There's still time to put in your two cents -- er, make that two bits -- on the design for the California Commemorative State Quarter.
In 2005, California becomes the 31st state to be represented on the 25-cent piece as part of the U.S. Mint's 50 State Commemorative Coin program. You've missed the deadline to submit a design -- but 20 finalists from the more than 8,000 drawings received between Sept. 9 and Nov. 9, 2002, can be viewed on Gov. Gray Davis' Web site, www.governor.ca.gov. Visitors to the site have until Jan. 20 to pick one favorite.

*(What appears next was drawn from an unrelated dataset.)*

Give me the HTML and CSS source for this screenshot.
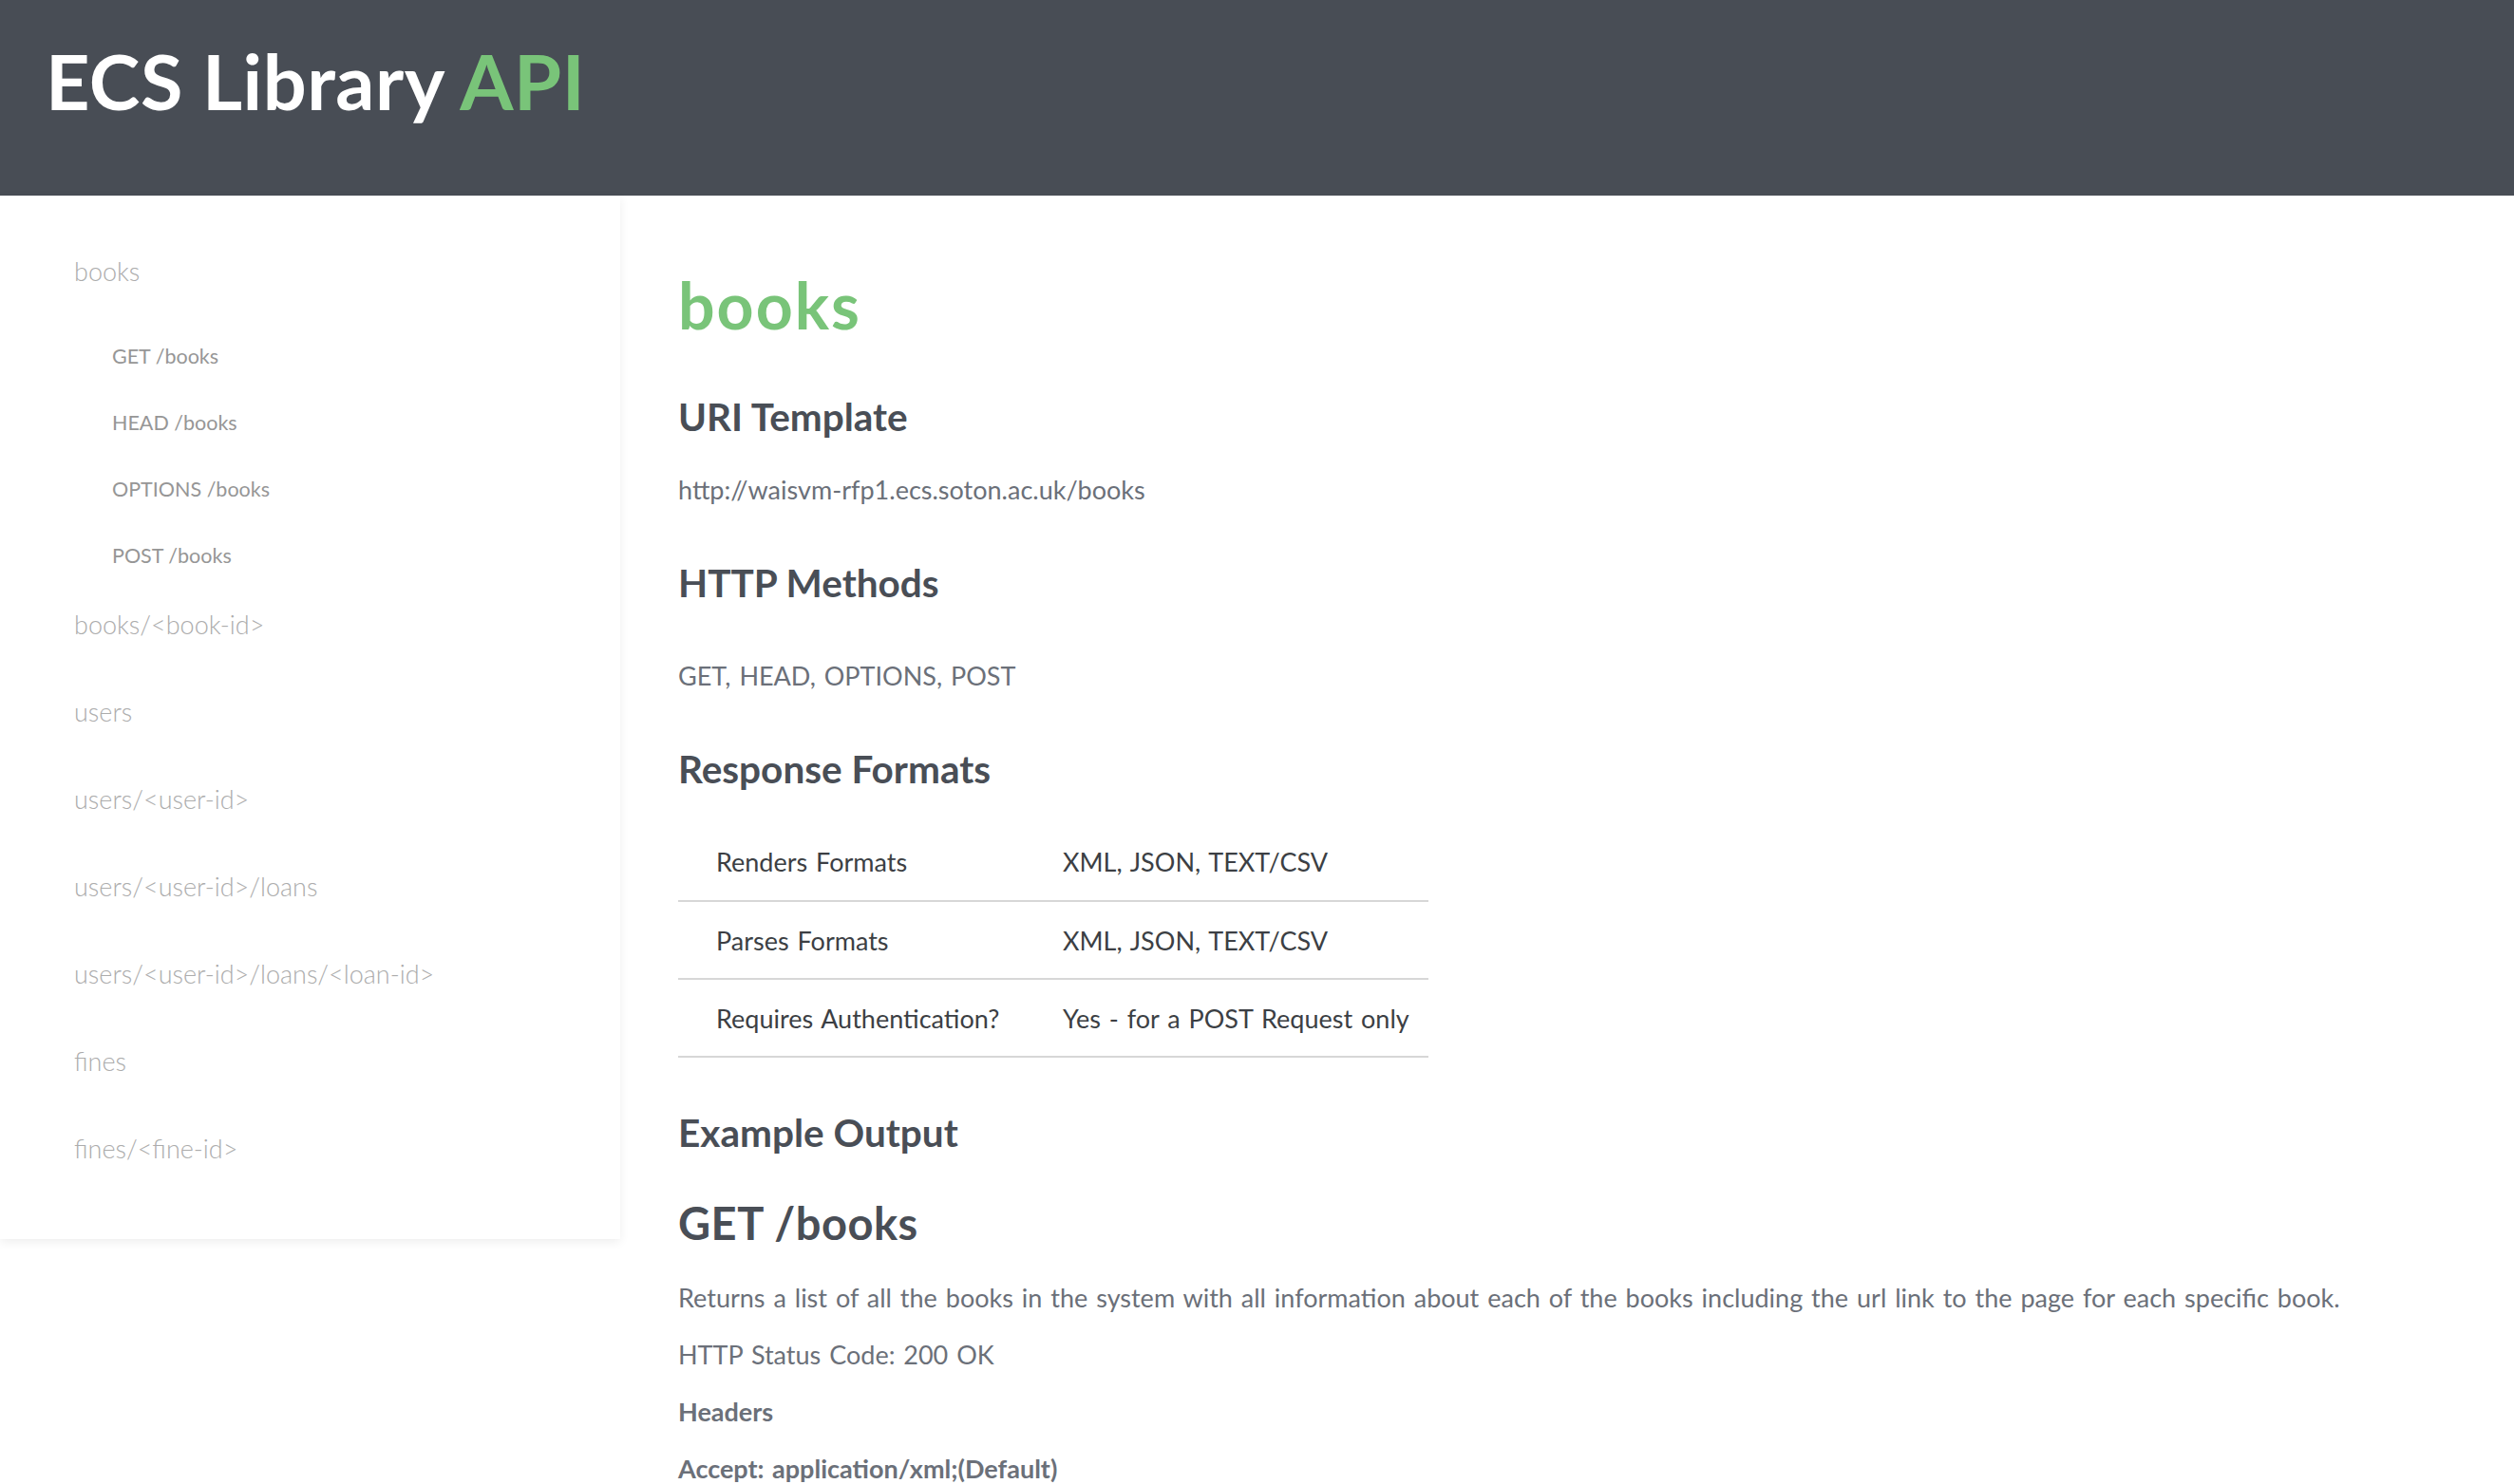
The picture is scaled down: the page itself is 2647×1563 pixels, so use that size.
FILE: index.html
```html
<!DOCTYPE html>
<html lang="en">
<head>
<meta charset="utf-8">
<title>ECS Library API</title>
<link rel="stylesheet" href="styles.css">
</head>
<body>
<header class="topbar">
  <h1 class="brand">ECS Library <span class="brand-accent">API</span></h1>
</header>
<div class="layout">
  <aside class="sidebar">
    <ul class="nav">
      <li>
        <a class="nav-link" href="#books">books</a>
        <ul class="subnav">
          <li><a class="subnav-link" href="#get-books">GET /books</a></li>
          <li><a class="subnav-link" href="#head-books">HEAD /books</a></li>
          <li><a class="subnav-link" href="#options-books">OPTIONS /books</a></li>
          <li><a class="subnav-link" href="#post-books">POST /books</a></li>
        </ul>
      </li>
      <li><a class="nav-link" href="#book">books/&lt;book-id&gt;</a></li>
      <li><a class="nav-link" href="#users">users</a></li>
      <li><a class="nav-link" href="#user">users/&lt;user-id&gt;</a></li>
      <li><a class="nav-link" href="#loans">users/&lt;user-id&gt;/loans</a></li>
      <li><a class="nav-link" href="#loan">users/&lt;user-id&gt;/loans/&lt;loan-id&gt;</a></li>
      <li><a class="nav-link" href="#fines">fines</a></li>
      <li><a class="nav-link" href="#fine">fines/&lt;fine-id&gt;</a></li>
    </ul>
  </aside>
  <main class="content">
    <h2 class="section-title" id="books">books</h2>
    <h3 class="sub-heading sh-uri">URI Template</h3>
    <p class="text t-uri">http://waisvm-rfp1.ecs.soton.ac.uk/books</p>
    <h3 class="sub-heading sh-gap">HTTP Methods</h3>
    <p class="text t-methods">GET, HEAD, OPTIONS, POST</p>
    <h3 class="sub-heading sh-gap">Response Formats</h3>
    <table class="formats">
      <tr><td class="f-key">Renders Formats</td><td class="f-val">XML, JSON, TEXT/CSV</td></tr>
      <tr><td class="f-key">Parses Formats</td><td class="f-val">XML, JSON, TEXT/CSV</td></tr>
      <tr><td class="f-key">Requires Authentication?</td><td class="f-val">Yes - for a POST Request only</td></tr>
    </table>
    <h3 class="sub-heading sh-example">Example Output</h3>
    <h2 class="method-title" id="get-books">GET /books</h2>
    <p class="text t-desc">Returns a list of all the books in the system with all information about each of the books including the url link to the page for each specific book.</p>
    <p class="text t-row">HTTP Status Code: 200 OK</p>
    <p class="text t-row t-strong">Headers</p>
    <p class="text t-row t-strong">Accept: application/xml;(Default)</p>
  </main>
</div>
</body>
</html>
```

FILE: styles.css
```css
* {
  box-sizing: border-box;
}

html,
body {
  margin: 0;
  padding: 0;
}

body {
  font-family: Lato, "Liberation Sans", sans-serif;
  background: #ffffff;
  color: #6b7079;
}

.topbar {
  height: 206px;
  background: #484d55;
  padding: 36px 0 0 48px;
}

.brand {
  margin: 0;
  font-size: 81px;
  font-weight: 700;
  line-height: 97px;
  color: #ffffff;
  letter-spacing: 0.5px;
}

.brand-accent {
  color: #79c479;
}

.layout {
  display: flex;
  align-items: flex-start;
}

.sidebar {
  flex: 0 0 653px;
  padding: 42px 0 41px;
  box-shadow: 0 3px 10px rgba(0, 0, 0, 0.07);
  background: #ffffff;
}

.nav,
.subnav {
  list-style: none;
  margin: 0;
  padding: 0;
}

.nav-link {
  display: block;
  padding: 18px 0 34px 78px;
  line-height: 40px;
  font-size: 27px;
  font-weight: 300;
  color: #acacac;
  text-decoration: none;
}

.subnav-link {
  display: block;
  padding: 16px 0 16px 118px;
  line-height: 38px;
  font-size: 21.5px;
  font-weight: 400;
  color: #969696;
  text-decoration: none;
}

.content {
  flex: 1;
  padding: 74px 40px 40px 61px;
}

.section-title {
  margin: 0;
  font-size: 68px;
  line-height: 81px;
  font-weight: 700;
  color: #79c479;
  letter-spacing: 2px;
}

.sub-heading {
  margin: 0;
  font-size: 40.5px;
  line-height: 48px;
  font-weight: 700;
  color: #494e56;
}

.sh-uri {
  margin-top: 54px;
}

.sh-gap {
  margin-top: 56px;
}

.sh-example {
  margin-top: 55px;
}

.text {
  margin: 0;
  font-size: 27px;
  line-height: 36px;
  color: #6b7079;
  word-spacing: 2px;
}

.t-uri {
  margin-top: 35px;
}

.t-methods {
  margin-top: 56px;
}

.formats {
  margin-top: 33px;
  width: 790px;
  border-collapse: collapse;
  font-size: 27px;
  color: #3c3f44;
  word-spacing: 2px;
}

.formats tr {
  border-bottom: 2px solid #d7d7d7;
}

.formats td {
  height: 82px;
  padding: 0;
  vertical-align: middle;
}

.f-key {
  width: 405px;
  padding-left: 40px !important;
}

.method-title {
  margin: 39px 0 0;
  font-size: 47px;
  line-height: 64px;
  font-weight: 700;
  color: #494e56;
  letter-spacing: 0.5px;
}

.t-desc {
  margin-top: 29px;
}

.t-row {
  margin-top: 24px;
}

.t-strong {
  font-weight: 700;
}
```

By the end of the month, Davis will select five of the Top 20 to submit to the U.S. Mint -- but he plans to make his choice based on the "collective mind of the state" according to Kevin Starr, state librarian of California, who is heading the selection process. It's up to the Mint to select and render a final design based on the five gubernatorial favorites.
There were bears, California poppies, trees, Spanish mission and Gold Rush motifs, Mickey Mouses (rejected because of trademark concerns) and "lots of Yosemites," Starr says. Most designers took the challenge seriously, with nothing "obscene or derogatory or weird," though there were some humorous entries, including one featuring Queen Califia -- the fictional Amazon ruler of an island rich in pearls from a 1510 book, after which our Golden State was named -- as a bikini-clad surfboard babe.
But the two preponderant images were the Golden Gate Bridge and the Hollywood sign. Starr offers that the U.S. Mint just might create a composite of the S.F./L.A icons, forever uniting California's foggy/smoggy archrivals.